— Start of INFORMATION SUPPLIED —
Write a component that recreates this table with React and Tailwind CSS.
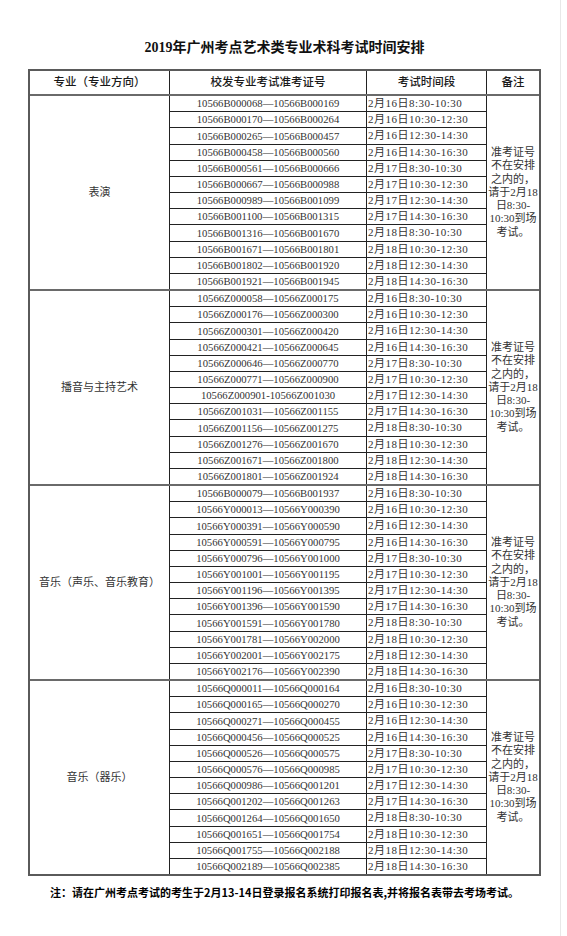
import React from "react";

const times = [
  "2月16日8:30-10:30",
  "2月16日10:30-12:30",
  "2月16日12:30-14:30",
  "2月16日14:30-16:30",
  "2月17日8:30-10:30",
  "2月17日10:30-12:30",
  "2月17日12:30-14:30",
  "2月17日14:30-16:30",
  "2月18日8:30-10:30",
  "2月18日10:30-12:30",
  "2月18日12:30-14:30",
  "2月18日14:30-16:30",
];

const sections = [
  {
    label: "表演",
    ids: [
      "10566B000068—10566B000169",
      "10566B000170—10566B000264",
      "10566B000265—10566B000457",
      "10566B000458—10566B000560",
      "10566B000561—10566B000666",
      "10566B000667—10566B000988",
      "10566B000989—10566B001099",
      "10566B001100—10566B001315",
      "10566B001316—10566B001670",
      "10566B001671—10566B001801",
      "10566B001802—10566B001920",
      "10566B001921—10566B001945",
    ],
  },
  {
    label: "播音与主持艺术",
    ids: [
      "10566Z000058—10566Z000175",
      "10566Z000176—10566Z000300",
      "10566Z000301—10566Z000420",
      "10566Z000421—10566Z000645",
      "10566Z000646—10566Z000770",
      "10566Z000771—10566Z000900",
      "10566Z000901-10566Z001030",
      "10566Z001031—10566Z001155",
      "10566Z001156—10566Z001275",
      "10566Z001276—10566Z001670",
      "10566Z001671—10566Z001800",
      "10566Z001801—10566Z001924",
    ],
  },
  {
    label: "音乐（声乐、音乐教育）",
    ids: [
      "10566B000079—10566B001937",
      "10566Y000013—10566Y000390",
      "10566Y000391—10566Y000590",
      "10566Y000591—10566Y000795",
      "10566Y000796—10566Y001000",
      "10566Y001001—10566Y001195",
      "10566Y001196—10566Y001395",
      "10566Y001396—10566Y001590",
      "10566Y001591—10566Y001780",
      "10566Y001781—10566Y002000",
      "10566Y002001—10566Y002175",
      "10566Y002176—10566Y002390",
    ],
  },
  {
    label: "音乐（器乐）",
    ids: [
      "10566Q000011—10566Q000164",
      "10566Q000165—10566Q000270",
      "10566Q000271—10566Q000455",
      "10566Q000456—10566Q000525",
      "10566Q000526—10566Q000575",
      "10566Q000576—10566Q000985",
      "10566Q000986—10566Q001201",
      "10566Q001202—10566Q001263",
      "10566Q001264—10566Q001650",
      "10566Q001651—10566Q001754",
      "10566Q001755—10566Q002188",
      "10566Q002189—10566Q002385",
    ],
  },
];

const remarkLines = [
  "准考证号",
  "不在安排",
  "之内的，",
  "请于2月18",
  "日8:30-",
  "10:30到场",
  "考试。",
];

const Remark = () => (
  <div className="flex flex-1 flex-col items-center justify-center text-center text-[11px] leading-[13.3px] text-[#333]">
    {remarkLines.map((line) => (
      <span key={line} className="block whitespace-nowrap">
        {line}
      </span>
    ))}
  </div>
);

const Section = ({ section, first }) => (
  <div
    className={
      first
        ? "flex h-[193px]"
        : "flex h-[195px] border-t-2 border-[#6a6a6a]"
    }
  >
    {/* major name */}
    <div className="flex w-[140px] items-center justify-center border-r border-[#222] text-[11px] text-[#333]">
      {section.label}
    </div>

    {/* id ranges + times */}
    <div className="flex w-[317px] flex-col">
      {section.ids.map((id, i) => (
        <div
          key={id}
          className={
            i === 0 ? "flex flex-1" : "flex flex-1 border-t border-[#222]"
          }
        >
          <div className="flex w-[197px] items-center justify-center whitespace-nowrap border-r border-[#222] text-[10.7px] leading-none text-[#333]">
            {id}
          </div>
          <div className="flex w-[120px] items-center whitespace-nowrap border-r border-[#222] pl-[1px] text-[11px] leading-none tracking-[0.5px] text-[#333]">
            {times[i]}
          </div>
        </div>
      ))}
    </div>

    <Remark />
  </div>
);

export default function App() {
  return (
    <div className="h-[936px] w-[567px] overflow-hidden bg-white font-['Liberation_Serif','Noto_Sans_CJK_SC',serif]">
      <div className="h-full w-[561px] border-r border-[#e8e8e8] pt-[38px]">
        {/* title */}
        <div className="ml-[28px] h-[20px] w-[513px] text-center text-[14px] font-semibold leading-[20px] text-[#111]">
          2019年广州考点艺术类专业术科考试时间安排
        </div>

        {/* table */}
        <div className="ml-[28px] mt-[11px] w-[513px] border-2 border-[#5a5a5a]">
          <div className="flex h-[25px] border-b-2 border-[#6a6a6a] text-[11.5px] font-medium text-[#1a1a1a]">
            <div className="flex w-[140px] items-center justify-center border-r border-[#222]">
              专业（专业方向）
            </div>
            <div className="flex w-[197px] items-center justify-center border-r border-[#222]">
              校发专业考试准考证号
            </div>
            <div className="flex w-[120px] items-center justify-center border-r border-[#222]">
              考试时间段
            </div>
            <div className="flex flex-1 items-center justify-center">备注</div>
          </div>

          {sections.map((s, i) => (
            <Section key={s.label} section={s} first={i === 0} />
          ))}
        </div>

        {/* footnote */}
        <p className="ml-[50px] mt-[9px] whitespace-nowrap font-['Noto_Sans_CJK_SC',sans-serif] text-[11px] font-bold leading-[14px] text-black">
          注：请在广州考点考试的考生于2月13-14日登录报名系统打印报名表,并将报名表带去考场考试。
        </p>
      </div>
    </div>
  );
}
— End of INFORMATION SUPPLIED —
> _WRITTEN EXERCISE_: Among the lines of the material, find those that hold the word "React" and copy them.

> _WRITTEN SOLUTION_:
Write a component that recreates this table with React and Tailwind CSS.
import React from "react";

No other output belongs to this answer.